**Recorded information**
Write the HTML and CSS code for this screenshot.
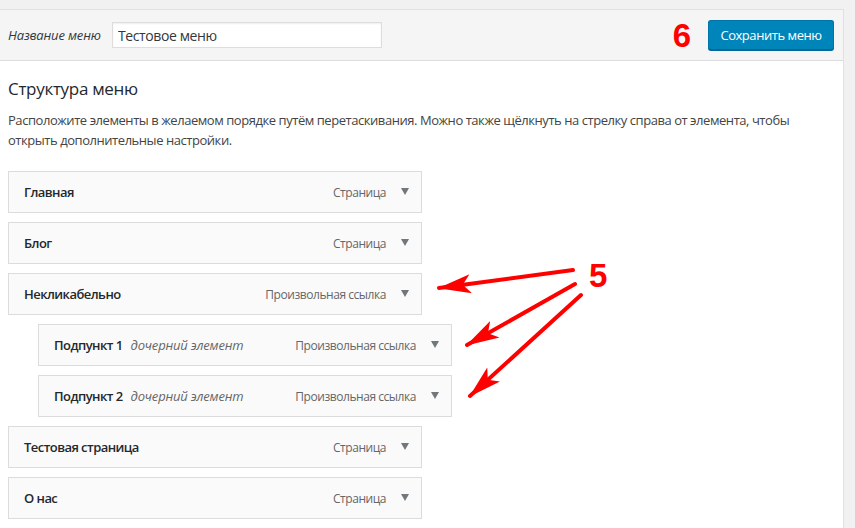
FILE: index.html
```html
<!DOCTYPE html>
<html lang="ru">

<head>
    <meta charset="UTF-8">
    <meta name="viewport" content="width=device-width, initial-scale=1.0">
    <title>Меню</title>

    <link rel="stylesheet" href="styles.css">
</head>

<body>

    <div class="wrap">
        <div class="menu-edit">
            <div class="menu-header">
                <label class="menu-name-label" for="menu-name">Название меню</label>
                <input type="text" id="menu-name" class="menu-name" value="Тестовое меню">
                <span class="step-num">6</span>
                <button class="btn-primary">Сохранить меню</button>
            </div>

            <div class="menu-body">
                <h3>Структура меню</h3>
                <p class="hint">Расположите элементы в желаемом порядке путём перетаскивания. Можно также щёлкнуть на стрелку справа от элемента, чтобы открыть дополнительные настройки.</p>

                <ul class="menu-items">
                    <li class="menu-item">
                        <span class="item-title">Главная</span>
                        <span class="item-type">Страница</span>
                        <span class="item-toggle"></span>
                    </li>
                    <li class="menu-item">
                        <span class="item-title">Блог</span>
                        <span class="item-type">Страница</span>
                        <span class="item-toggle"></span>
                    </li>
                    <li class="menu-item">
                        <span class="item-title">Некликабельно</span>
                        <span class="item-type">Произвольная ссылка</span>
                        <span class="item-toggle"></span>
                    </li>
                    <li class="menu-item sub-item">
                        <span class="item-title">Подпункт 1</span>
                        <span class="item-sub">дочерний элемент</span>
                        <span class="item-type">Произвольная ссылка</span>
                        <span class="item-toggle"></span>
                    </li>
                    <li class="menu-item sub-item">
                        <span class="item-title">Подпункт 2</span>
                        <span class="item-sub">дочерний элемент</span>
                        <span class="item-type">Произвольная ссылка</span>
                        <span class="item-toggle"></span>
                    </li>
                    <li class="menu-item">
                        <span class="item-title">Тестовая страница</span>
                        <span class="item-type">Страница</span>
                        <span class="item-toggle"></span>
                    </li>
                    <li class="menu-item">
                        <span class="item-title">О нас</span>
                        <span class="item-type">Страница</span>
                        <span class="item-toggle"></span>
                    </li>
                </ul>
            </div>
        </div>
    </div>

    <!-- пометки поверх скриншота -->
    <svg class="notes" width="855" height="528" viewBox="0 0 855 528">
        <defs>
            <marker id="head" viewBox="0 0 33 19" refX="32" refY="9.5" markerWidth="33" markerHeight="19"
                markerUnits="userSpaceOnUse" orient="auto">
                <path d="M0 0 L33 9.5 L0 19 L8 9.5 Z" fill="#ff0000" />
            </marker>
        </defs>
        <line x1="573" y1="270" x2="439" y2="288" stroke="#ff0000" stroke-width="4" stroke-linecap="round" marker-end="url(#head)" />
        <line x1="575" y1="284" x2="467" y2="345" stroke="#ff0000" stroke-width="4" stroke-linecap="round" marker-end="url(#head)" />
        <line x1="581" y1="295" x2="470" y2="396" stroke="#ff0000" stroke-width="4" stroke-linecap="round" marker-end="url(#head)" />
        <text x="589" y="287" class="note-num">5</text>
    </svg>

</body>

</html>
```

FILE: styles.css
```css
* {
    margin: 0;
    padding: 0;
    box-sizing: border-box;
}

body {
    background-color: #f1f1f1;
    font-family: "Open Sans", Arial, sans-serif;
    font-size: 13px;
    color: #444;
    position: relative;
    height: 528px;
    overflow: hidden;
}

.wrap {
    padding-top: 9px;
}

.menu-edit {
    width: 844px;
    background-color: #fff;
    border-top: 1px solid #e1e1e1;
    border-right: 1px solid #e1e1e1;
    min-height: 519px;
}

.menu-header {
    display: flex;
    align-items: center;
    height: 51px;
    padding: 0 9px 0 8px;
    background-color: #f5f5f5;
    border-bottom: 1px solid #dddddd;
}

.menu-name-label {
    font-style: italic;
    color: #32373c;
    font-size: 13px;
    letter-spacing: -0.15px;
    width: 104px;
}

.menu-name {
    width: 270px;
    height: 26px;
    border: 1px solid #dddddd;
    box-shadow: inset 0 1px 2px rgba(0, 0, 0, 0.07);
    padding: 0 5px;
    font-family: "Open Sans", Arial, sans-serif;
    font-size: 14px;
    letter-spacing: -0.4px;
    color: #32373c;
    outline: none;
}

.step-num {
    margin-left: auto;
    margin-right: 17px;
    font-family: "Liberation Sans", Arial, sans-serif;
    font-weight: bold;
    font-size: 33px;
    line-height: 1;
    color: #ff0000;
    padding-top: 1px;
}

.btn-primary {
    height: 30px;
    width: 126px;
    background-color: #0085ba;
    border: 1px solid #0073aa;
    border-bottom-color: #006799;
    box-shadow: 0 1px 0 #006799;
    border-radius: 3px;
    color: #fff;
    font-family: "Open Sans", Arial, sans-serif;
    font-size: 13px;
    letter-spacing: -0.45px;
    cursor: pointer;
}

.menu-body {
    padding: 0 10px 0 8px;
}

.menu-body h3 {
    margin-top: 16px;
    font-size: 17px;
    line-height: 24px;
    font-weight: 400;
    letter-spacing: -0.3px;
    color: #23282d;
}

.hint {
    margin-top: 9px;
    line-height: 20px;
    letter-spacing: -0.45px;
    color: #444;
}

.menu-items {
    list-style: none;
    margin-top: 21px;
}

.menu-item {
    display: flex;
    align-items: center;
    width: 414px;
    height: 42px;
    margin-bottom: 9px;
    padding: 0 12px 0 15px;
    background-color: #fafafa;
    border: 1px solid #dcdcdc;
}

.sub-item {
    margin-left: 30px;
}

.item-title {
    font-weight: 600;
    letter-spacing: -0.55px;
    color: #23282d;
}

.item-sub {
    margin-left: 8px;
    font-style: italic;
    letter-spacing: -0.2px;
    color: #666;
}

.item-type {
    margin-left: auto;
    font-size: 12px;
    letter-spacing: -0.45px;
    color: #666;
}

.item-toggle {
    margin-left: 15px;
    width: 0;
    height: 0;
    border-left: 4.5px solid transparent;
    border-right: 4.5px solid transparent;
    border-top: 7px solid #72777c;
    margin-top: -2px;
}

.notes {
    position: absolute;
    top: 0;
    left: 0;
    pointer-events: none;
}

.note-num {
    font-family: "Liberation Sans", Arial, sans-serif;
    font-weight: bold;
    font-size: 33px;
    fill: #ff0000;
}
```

**Objective**
Reproduce the data verbatim. Do not carry any picture into the copy.

**Task answer**
Write the HTML and CSS code for this screenshot.
FILE: index.html
```html
<!DOCTYPE html>
<html lang="ru">

<head>
    <meta charset="UTF-8">
    <meta name="viewport" content="width=device-width, initial-scale=1.0">
    <title>Меню</title>

    <link rel="stylesheet" href="styles.css">
</head>

<body>

    <div class="wrap">
        <div class="menu-edit">
            <div class="menu-header">
                <label class="menu-name-label" for="menu-name">Название меню</label>
                <input type="text" id="menu-name" class="menu-name" value="Тестовое меню">
                <span class="step-num">6</span>
                <button class="btn-primary">Сохранить меню</button>
            </div>

            <div class="menu-body">
                <h3>Структура меню</h3>
                <p class="hint">Расположите элементы в желаемом порядке путём перетаскивания. Можно также щёлкнуть на стрелку справа от элемента, чтобы открыть дополнительные настройки.</p>

                <ul class="menu-items">
                    <li class="menu-item">
                        <span class="item-title">Главная</span>
                        <span class="item-type">Страница</span>
                        <span class="item-toggle"></span>
                    </li>
                    <li class="menu-item">
                        <span class="item-title">Блог</span>
                        <span class="item-type">Страница</span>
                        <span class="item-toggle"></span>
                    </li>
                    <li class="menu-item">
                        <span class="item-title">Некликабельно</span>
                        <span class="item-type">Произвольная ссылка</span>
                        <span class="item-toggle"></span>
                    </li>
                    <li class="menu-item sub-item">
                        <span class="item-title">Подпункт 1</span>
                        <span class="item-sub">дочерний элемент</span>
                        <span class="item-type">Произвольная ссылка</span>
                        <span class="item-toggle"></span>
                    </li>
                    <li class="menu-item sub-item">
                        <span class="item-title">Подпункт 2</span>
                        <span class="item-sub">дочерний элемент</span>
                        <span class="item-type">Произвольная ссылка</span>
                        <span class="item-toggle"></span>
                    </li>
                    <li class="menu-item">
                        <span class="item-title">Тестовая страница</span>
                        <span class="item-type">Страница</span>
                        <span class="item-toggle"></span>
                    </li>
                    <li class="menu-item">
                        <span class="item-title">О нас</span>
                        <span class="item-type">Страница</span>
                        <span class="item-toggle"></span>
                    </li>
                </ul>
            </div>
        </div>
    </div>

    <!-- пометки поверх скриншота -->
    <svg class="notes" width="855" height="528" viewBox="0 0 855 528">
        <defs>
            <marker id="head" viewBox="0 0 33 19" refX="32" refY="9.5" markerWidth="33" markerHeight="19"
                markerUnits="userSpaceOnUse" orient="auto">
                <path d="M0 0 L33 9.5 L0 19 L8 9.5 Z" fill="#ff0000" />
            </marker>
        </defs>
        <line x1="573" y1="270" x2="439" y2="288" stroke="#ff0000" stroke-width="4" stroke-linecap="round" marker-end="url(#head)" />
        <line x1="575" y1="284" x2="467" y2="345" stroke="#ff0000" stroke-width="4" stroke-linecap="round" marker-end="url(#head)" />
        <line x1="581" y1="295" x2="470" y2="396" stroke="#ff0000" stroke-width="4" stroke-linecap="round" marker-end="url(#head)" />
        <text x="589" y="287" class="note-num">5</text>
    </svg>

</body>

</html>
```

FILE: styles.css
```css
* {
    margin: 0;
    padding: 0;
    box-sizing: border-box;
}

body {
    background-color: #f1f1f1;
    font-family: "Open Sans", Arial, sans-serif;
    font-size: 13px;
    color: #444;
    position: relative;
    height: 528px;
    overflow: hidden;
}

.wrap {
    padding-top: 9px;
}

.menu-edit {
    width: 844px;
    background-color: #fff;
    border-top: 1px solid #e1e1e1;
    border-right: 1px solid #e1e1e1;
    min-height: 519px;
}

.menu-header {
    display: flex;
    align-items: center;
    height: 51px;
    padding: 0 9px 0 8px;
    background-color: #f5f5f5;
    border-bottom: 1px solid #dddddd;
}

.menu-name-label {
    font-style: italic;
    color: #32373c;
    font-size: 13px;
    letter-spacing: -0.15px;
    width: 104px;
}

.menu-name {
    width: 270px;
    height: 26px;
    border: 1px solid #dddddd;
    box-shadow: inset 0 1px 2px rgba(0, 0, 0, 0.07);
    padding: 0 5px;
    font-family: "Open Sans", Arial, sans-serif;
    font-size: 14px;
    letter-spacing: -0.4px;
    color: #32373c;
    outline: none;
}

.step-num {
    margin-left: auto;
    margin-right: 17px;
    font-family: "Liberation Sans", Arial, sans-serif;
    font-weight: bold;
    font-size: 33px;
    line-height: 1;
    color: #ff0000;
    padding-top: 1px;
}

.btn-primary {
    height: 30px;
    width: 126px;
    background-color: #0085ba;
    border: 1px solid #0073aa;
    border-bottom-color: #006799;
    box-shadow: 0 1px 0 #006799;
    border-radius: 3px;
    color: #fff;
    font-family: "Open Sans", Arial, sans-serif;
    font-size: 13px;
    letter-spacing: -0.45px;
    cursor: pointer;
}

.menu-body {
    padding: 0 10px 0 8px;
}

.menu-body h3 {
    margin-top: 16px;
    font-size: 17px;
    line-height: 24px;
    font-weight: 400;
    letter-spacing: -0.3px;
    color: #23282d;
}

.hint {
    margin-top: 9px;
    line-height: 20px;
    letter-spacing: -0.45px;
    color: #444;
}

.menu-items {
    list-style: none;
    margin-top: 21px;
}

.menu-item {
    display: flex;
    align-items: center;
    width: 414px;
    height: 42px;
    margin-bottom: 9px;
    padding: 0 12px 0 15px;
    background-color: #fafafa;
    border: 1px solid #dcdcdc;
}

.sub-item {
    margin-left: 30px;
}

.item-title {
    font-weight: 600;
    letter-spacing: -0.55px;
    color: #23282d;
}

.item-sub {
    margin-left: 8px;
    font-style: italic;
    letter-spacing: -0.2px;
    color: #666;
}

.item-type {
    margin-left: auto;
    font-size: 12px;
    letter-spacing: -0.45px;
    color: #666;
}

.item-toggle {
    margin-left: 15px;
    width: 0;
    height: 0;
    border-left: 4.5px solid transparent;
    border-right: 4.5px solid transparent;
    border-top: 7px solid #72777c;
    margin-top: -2px;
}

.notes {
    position: absolute;
    top: 0;
    left: 0;
    pointer-events: none;
}

.note-num {
    font-family: "Liberation Sans", Arial, sans-serif;
    font-weight: bold;
    font-size: 33px;
    fill: #ff0000;
}
```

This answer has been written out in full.